É-me bastante indiferente, só por isso, pela diferença, ou pelo que eu possa ou não possa deixar de entender, que o meu semelhante do lado seja branco, preto, amarelo às bolinhas ou cor de burro quando foge, e o mesmo é válido para o género, a orientação sexual, taras, crenças, credos e afins: desde que sejam maiores, vacinados ou não, e não cometam abusos contra terceiros, estou-me perfeitamente nas tintas para que o que começou pela sigla LGBT venha a ter mais letras do que aquelas que o alfabeto permite. Mas – voilà, há sempre um mas; é aqui que me acusam de uma fobia qualquer, e tenho várias, algumas inclusive contra dois, três ou mais, de certeza mais, dos meus semelhantes – custa-me bastante aceitar uma inclusão que pretende, afinal, excluir, anular em vez de integrar. A linguagem neutra é, em muitos contextos, absurda porque torna a comunicação impossível: não aproxima, afasta.
Depois
de J.K. Rowling ter sido atacada por dizer em público que já existe um nome para “pessoas
que menstruam”, são "mulheres", chegou a vez de Margaret Atwood (e há, com
certeza, muito mais boa gente pelo meio) ser chamada de trans-excludente
por ter partilhado um artigo com um título em forma de pergunta: “Why can’t we
say ‘woman’ anymore?”. Não encontrei o artigo aberto e, por isso, não consegui
lê-lo ainda, mas imagino que será de teor idêntico a este, a este, ou a este, e, se for
esse o caso, sinto-me bastante tentada a subscrever. E só se entende tal como “transfobia”

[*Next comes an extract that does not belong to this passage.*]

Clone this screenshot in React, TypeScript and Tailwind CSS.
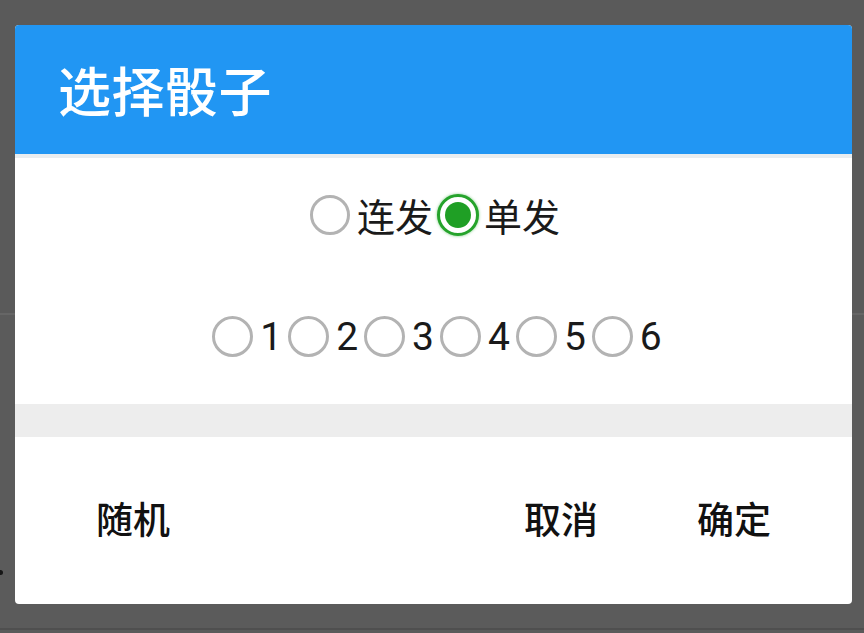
import React from "react";

const cjk = { fontFamily: '"Noto Sans CJK SC", "Noto Sans", sans-serif' };
const digitFont = { fontFamily: 'Roboto, "Noto Sans", sans-serif' };

function Unchecked({ size }: { size: number }) {
  return (
    <span
      className={
        size === 40
          ? "block w-[40px] h-[40px] rounded-full border-[3px] border-[#b3b3b3] bg-white shrink-0"
          : "block w-[41px] h-[41px] rounded-full border-[3px] border-[#b3b3b3] bg-white shrink-0"
      }
    />
  );
}

function Checked() {
  return (
    <span className="flex items-center justify-center w-[42px] h-[42px] rounded-full border-[3px] border-[#25a32b] bg-white shrink-0 shadow-[0_0_3px_rgba(40,170,50,0.6)]">
      <span className="block w-[26px] h-[26px] rounded-full bg-[#1f9f25]" />
    </span>
  );
}

export default function App() {
  const nums = ["1", "2", "3", "4", "5", "6"];
  return (
    <div className="relative w-[864px] h-[633px] overflow-hidden bg-[#5a5a5a]">
      {/* background page behind the dim */}
      <div className="flex flex-col w-full h-full">
        <div className="h-[313px] bg-[#5a5a5a]" />
        <div className="h-[2px] bg-[#666666]" />
        <div className="h-[313px] bg-[#5b5b5b]" />
        <div className="h-[2px] bg-[#4f4f4f]" />
        <div className="flex-1 bg-[#5a5a5a]" />
      </div>
      <span className="absolute left-0 top-[570px] block w-[3px] h-[5px] rounded-r-full bg-[#161616]" />

      {/* dialog */}
      <div
        className="absolute left-[15px] top-[25px] w-[837px] h-[579px] rounded-[4px] bg-white overflow-hidden flex flex-col"
        style={cjk}
      >
        <div className="h-[129px] bg-[#2196f3] flex items-center pl-[43px] shrink-0">
          <span className="text-white text-[53px] leading-none font-medium tracking-[0.5px]">选择骰子</span>
        </div>
        <div className="h-[4px] bg-[#e9edf0] shrink-0" />

        <div className="h-[246px] flex flex-col items-center pt-[37px] shrink-0">
          <div className="flex items-center h-[40px] pl-[3px]">
            <Unchecked size={40} />
            <span className="ml-[7px] text-[38px] leading-none text-[#1a1a1a]">连发</span>
            <span className="ml-[4px]">
              <Checked />
            </span>
            <span className="ml-[5px] text-[38px] leading-none text-[#1a1a1a]">单发</span>
          </div>
          <div className="flex items-center gap-[6px] mt-[80px] pl-[7px]">
            {nums.map((n) => (
              <div key={n} className="flex items-center">
                <Unchecked size={41} />
                <span className="ml-[7px] text-[39px] leading-none text-[#1a1a1a] pt-[3px]" style={digitFont}>
                  {n}
                </span>
              </div>
            ))}
          </div>
        </div>

        <div className="h-[33px] bg-[#ededed] shrink-0" />

        <div className="flex-1 flex items-center justify-between pl-[81px] pr-[81px] pb-[4px]">
          <span className="text-[37px] leading-none font-medium text-[#111]">随机</span>
          <div className="flex items-center gap-[99px]">
            <span className="text-[37px] leading-none font-medium text-[#111]">取消</span>
            <span className="text-[37px] leading-none font-medium text-[#111]">确定</span>
          </div>
        </div>
      </div>
    </div>
  );
}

porque vivemos mergulhados num absurdo de polémicas para todos os gostos.
Literalmente. Deixou de haver espaço para pensar, duvidar, discutir. Ou se
pertence a um extremo, de arma em riste, ou não se pertence a lugar nenhum. Prefiro
não pertencer a lugar nenhum. Tenho demasiadas dúvidas, nomeadamente, sobre
este tema: há uns anos – lembro-me porque o escrevi – Bernardinho, um
“lendário treinador brasileiro de voleibol” de quem eu nunca tinha ouvido
falar, ficou debaixo de fogo por ter chamado “homem” a Tifanny. Tifanny era, na
altura, uma atleta transexual que jogava numa equipa de voleibol feminina. O
insulto foi captado pelas câmaras, daí ao levantar da respectiva onda de
indignação foi um instante e Bernardinho acabou por pedir desculpa, dizendo que
se “referia ao gesto técnico e ao controle físico que ela tem, comum aos jogadores do masculino e que a maior parte das jogadoras não tem”. Um
sacrilégio. E, uns meses antes disso, uma atleta transgénero, tendo ganho uma
prova de velocidade numa competição feminina de
ciclismo, tornou-se alvo de críticas, nomeadamente, da atleta que ficou em
terceiro lugar e que considerou a vitória injusta, e, como não podia deixar de
ser, de mensagens de ódio de “fanáticos transfóbicos”. E eu tenho sentimentos
bastante confusos em relação a tudo isto, onde também cabe a linguagem inclusiva. Sobretudo, porque não tenho quaisquer dúvidas em relação à imbecilidade dos insultos
proferidos por uns quantos “fanáticos transfóbicos”, que os há com toda a certeza, nem
sobre a “igualdade” consagrada na Declaração Universal dos Direitos que agora
se dizem Humanos, e parece-me bem: é aqui que é urgente defender a inclusão, lado
a lado com a Justiça. Fazer a ponte entre isso e a realidade desportiva da
Tifanny e da Rachel McKinnon, custa-me bastante mais, independentemente dos direitos e do respeito
que merecem ambas. E rejeito veementemente ser chamada “corpo que menstrua”, ou “corpo com
vagina”, ou qualquer outra coisa que atente contra a integridade plena daquilo que realmente sou: mulher. Com todas as letras e todas as marcas e todos os abusos que já sofri por causa disso e
que serão, seguramente, menos do que os abusos que sofreram outros, nomeadamente,
os transexuais.
Também
não sei se existe uma intenção – disfarçada de integração – de eliminar
a palavra "mulher" e, com isso, regressar a um passado (que para demasiadas
mulheres e meninas ainda é um presente feito de horror) de invisibilidade e
violência. No que toca a géneros, ou a sexos, sou bastante bruta, primária, selvagem, e continuo a achar poucas coisas mais belas do que o entendimento perfeito entre o corpo de um homem e o corpo de uma mulher.